*Provided material:*
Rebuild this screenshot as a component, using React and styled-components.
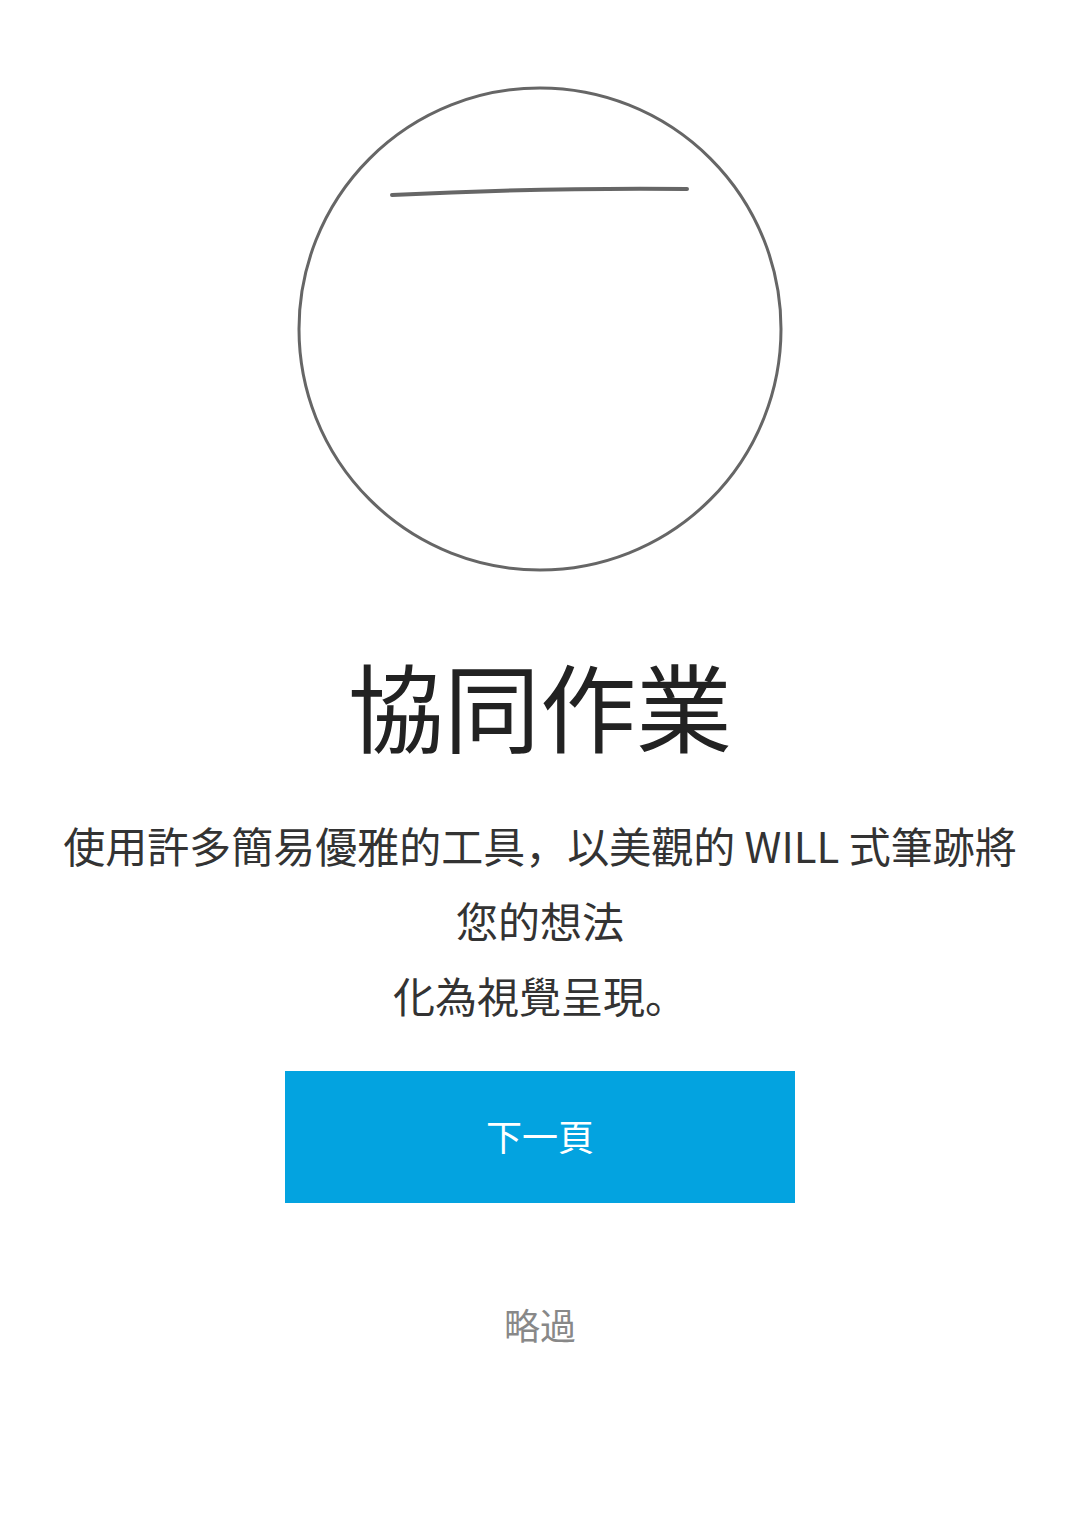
import React from "react";
import styled, { createGlobalStyle } from "styled-components";

const GlobalStyle = createGlobalStyle`
  html, body {
    margin: 0;
    padding: 0;
    background: #ffffff;
  }
  body {
    font-family: "Noto Sans CJK JP", "Noto Sans CJK TC", "Noto Sans", sans-serif;
  }
`;

function App() {
  return (
    <>
      <GlobalStyle />
      <Screen>
        <Illustration>
          <svg width="490" height="490" viewBox="0 0 490 490">
            <circle
              cx="245"
              cy="245"
              r="241"
              fill="none"
              stroke="#666666"
              strokeWidth="3"
            />
            <path
              d="M97 111 C 180 107, 300 104, 392 105"
              fill="none"
              stroke="#666666"
              strokeWidth="4"
              strokeLinecap="round"
            />
          </svg>
        </Illustration>
        <Title>協同作業</Title>
        <Desc>
          使用許多簡易優雅的工具，以美觀的 WILL 式筆跡將
          <br />
          您的想法
          <br />
          化為視覺呈現。
        </Desc>
        <NextButton>下一頁</NextButton>
        <SkipLink>略過</SkipLink>
      </Screen>
    </>
  );
}

const Screen = styled.main`
  width: 1080px;
  min-height: 1533px;
  padding-top: 84px;
  box-sizing: border-box;
  display: flex;
  flex-direction: column;
  align-items: center;
`;

const Illustration = styled.div`
  width: 490px;
  height: 490px;
  display: flex;
  justify-content: center;
  align-items: center;
`;

const Title = styled.h1`
  margin: 70px 0 0;
  font-size: 96px;
  line-height: 120px;
  font-weight: 400;
  color: #222222;
  letter-spacing: 0;
`;

const Desc = styled.p`
  margin: 43px 0 0;
  font-size: 42px;
  line-height: 75px;
  color: #333333;
  text-align: center;
`;

const NextButton = styled.button`
  margin-top: 39px;
  width: 510px;
  height: 132px;
  padding: 0 0 4px;
  border: none;
  border-radius: 0;
  background: #03a3e0;
  color: #ffffff;
  font-family: "Noto Sans CJK JP", "Noto Sans CJK TC", "Noto Sans", sans-serif;
  font-size: 36px;
  cursor: pointer;
`;

const SkipLink = styled.div`
  margin-top: 95px;
  font-size: 36px;
  color: #888888;
`;

export default App;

*Given problem:* Write the listing out a second time exactly, dropping all images.

*The completed task:*
Rebuild this screenshot as a component, using React and styled-components.
import React from "react";
import styled, { createGlobalStyle } from "styled-components";

const GlobalStyle = createGlobalStyle`
  html, body {
    margin: 0;
    padding: 0;
    background: #ffffff;
  }
  body {
    font-family: "Noto Sans CJK JP", "Noto Sans CJK TC", "Noto Sans", sans-serif;
  }
`;

function App() {
  return (
    <>
      <GlobalStyle />
      <Screen>
        <Illustration>
          <svg width="490" height="490" viewBox="0 0 490 490">
            <circle
              cx="245"
              cy="245"
              r="241"
              fill="none"
              stroke="#666666"
              strokeWidth="3"
            />
            <path
              d="M97 111 C 180 107, 300 104, 392 105"
              fill="none"
              stroke="#666666"
              strokeWidth="4"
              strokeLinecap="round"
            />
          </svg>
        </Illustration>
        <Title>協同作業</Title>
        <Desc>
          使用許多簡易優雅的工具，以美觀的 WILL 式筆跡將
          <br />
          您的想法
          <br />
          化為視覺呈現。
        </Desc>
        <NextButton>下一頁</NextButton>
        <SkipLink>略過</SkipLink>
      </Screen>
    </>
  );
}

const Screen = styled.main`
  width: 1080px;
  min-height: 1533px;
  padding-top: 84px;
  box-sizing: border-box;
  display: flex;
  flex-direction: column;
  align-items: center;
`;

const Illustration = styled.div`
  width: 490px;
  height: 490px;
  display: flex;
  justify-content: center;
  align-items: center;
`;

const Title = styled.h1`
  margin: 70px 0 0;
  font-size: 96px;
  line-height: 120px;
  font-weight: 400;
  color: #222222;
  letter-spacing: 0;
`;

const Desc = styled.p`
  margin: 43px 0 0;
  font-size: 42px;
  line-height: 75px;
  color: #333333;
  text-align: center;
`;

const NextButton = styled.button`
  margin-top: 39px;
  width: 510px;
  height: 132px;
  padding: 0 0 4px;
  border: none;
  border-radius: 0;
  background: #03a3e0;
  color: #ffffff;
  font-family: "Noto Sans CJK JP", "Noto Sans CJK TC", "Noto Sans", sans-serif;
  font-size: 36px;
  cursor: pointer;
`;

const SkipLink = styled.div`
  margin-top: 95px;
  font-size: 36px;
  color: #888888;
`;

export default App;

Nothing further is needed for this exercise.